Second, the government appears to argue that even if Ba Odah satisfies the Article 110(2) standard for repatriation, there would still be no obligation to repatriate him because his medical condition is self-inflicted. In support of this second argument, the government invokes Article 114 of GCIII, which specifies that POWs “who meet with accidents shall, unless the injury is self-inflicted, have the benefit of the provisions of this Convention as regards repatriation or accommodation in a neutral country.” Article 114 reflects what the government characterized as an “important principle of the law of war,” namely, a deterrence rationale: Even if the ordinary justification for continued detention does not apply — because the detainee is physically incapable of returning to the fight — his detention might nevertheless continue to be warranted, so as to avoid creating an incentive for other prisoners to try to harm themselves and thereby establish a ground for release. (In support of this view, the government invoked the Commentary to Article 114, which says that “[i]n this way, [prisoners] will not be encouraged to resort to such practices.”).

What Judge Hogan might do

Judge Hogan stated flat-out that he does not believe Article 114 applies here, since by its terms it deals with self-inflicted “accidents,” not illnesses or other physical ailments. Nevertheless, he indicated that he would be reluctant to order Ba Odah’s release if Ba Odah could voluntarily take steps that would improve his medical condition. (The judge did not identify the legal basis for such a reluctance, but presumably he would be invoking the deterrence principle underlying Article 114’s “self-inflicted injury” exception, perhaps as a gloss on the government’s AUMF detention authority.)

The problem, however, is that the judge does not know whether Ba Odah could voluntarily improve own his medical condition, because he (Ba Odah) has refused to be examined by U.S. government doctors. Relatedly, Judge Hogan stressed that he does not know whether there are other causes besides the hunger strike, mental or physical, contributing to Ba Odah’s condition: the judge made it plain that he believes it is important to ascertain whether Ba Odah is capable of ending his hunger strike now, and whether such a cessation of the strike would, in any event, improve his physical condition.

Therefore, Judge Hogan indicated that in order to obtain further information about such questions, he might order the government to examine Ba Odah using what GCIII Articles 112 and 113 refer to as a “Mixed Medical Commission” — e.g., and as section 3-12 of Regulation 190-8 prescribes, a commission consisting of one U.S. government physician, and two foreign physicians appointed by the ICRC.

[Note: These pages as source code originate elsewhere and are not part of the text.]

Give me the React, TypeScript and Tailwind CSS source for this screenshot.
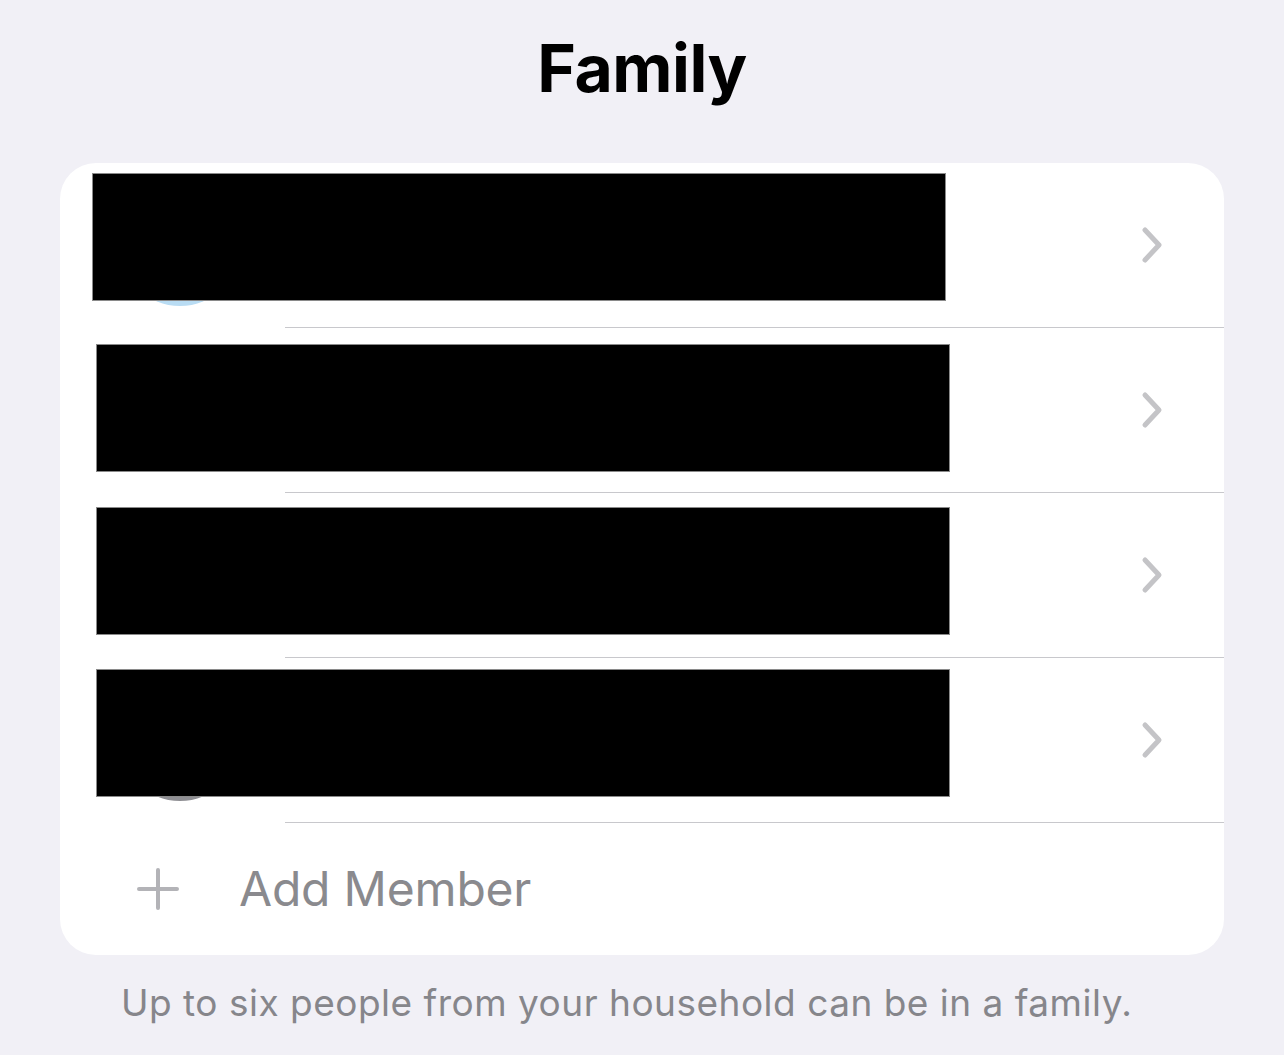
import React from "react";

const Chevron = () => (
  <svg width="24" height="38" viewBox="0 0 24 38" fill="none">
    <path d="M5 4 L19 19 L5 34" stroke="#c4c4c7" strokeWidth="5" strokeLinecap="round" strokeLinejoin="round" />
  </svg>
);

const rows = [
  { avatar: "bg-[#b9dcf3]", box: "left-[32px] top-[10px]" },
  { avatar: "bg-transparent", box: "left-[36px] top-[16px]" },
  { avatar: "bg-transparent", box: "left-[36px] top-[14px]" },
  { avatar: "bg-[#8e8e93]", box: "left-[36px] top-[11px]" },
];

export default function App() {
  return (
    <div
      className="w-[1284px] h-[1055px] bg-[#f1f0f6] overflow-hidden"
      style={{ fontFamily: 'Inter, "Noto Sans", sans-serif' }}
    >
      <div className="h-[163px] flex justify-center pt-[28px]">
        <h1 className="text-[66px] leading-[80px] font-bold text-black tracking-[-0.5px]">Family</h1>
      </div>
      <div className="mx-[60px] bg-white rounded-[36px] overflow-hidden">
        {rows.map((r, i) => (
          <div key={i} className="relative flex h-[165px]">
            <div className="w-[225px] flex items-center pl-[60px]">
              <div className={`w-[120px] h-[120px] rounded-full ${r.avatar}`} />
            </div>
            <div className="flex-1 flex items-center justify-end pr-[60px] border-b border-[#c8c8cc]">
              <Chevron />
            </div>
            <div className={`absolute ${r.box} w-[854px] h-[128px] bg-black border border-[#8a8a8a]`} />
          </div>
        ))}
        <div className="flex items-center h-[132px]">
          <div className="w-[179px] flex justify-center pl-[16px]">
            <svg width="44" height="44" viewBox="0 0 44 44">
              <path d="M22 3 V41 M3 22 H41" stroke="#b3b3b7" strokeWidth="4" strokeLinecap="round" />
            </svg>
          </div>
          <span className="text-[48px] text-[#8a8a8e] tracking-[-0.2px]">Add Member</span>
        </div>
      </div>
      <div className="pl-[121px] pt-[20px]">
        <p className="text-[37px] text-[#86868b] tracking-[0.5px]">Up to six people from your household can be in a family.</p>
      </div>
    </div>
  );
}
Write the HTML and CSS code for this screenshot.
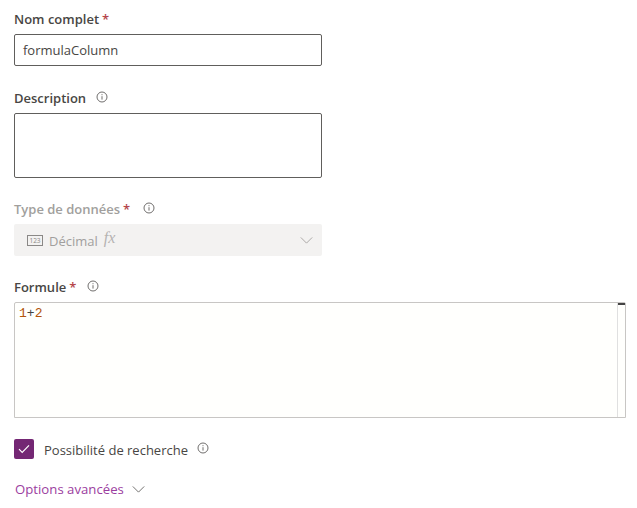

It is by no means certain that such an order mandating use of a Mixed Medical Commission would provide the judge with the information he is seeking, for two reasons. First, it remains to be seen whether Ba Odah would consent to examination by such a mixed commission. And second, the Army has not taken any steps to establish such a mixed commission, which presumably would require substantial negotiation with the ICRC, and establishment and implementation of a process by which international physicians would be designated. Unless Judge Hogan imposes a very strict deadline, this will take considerable time — and in Mr. Ba Odah’s case, there may be no time to lose.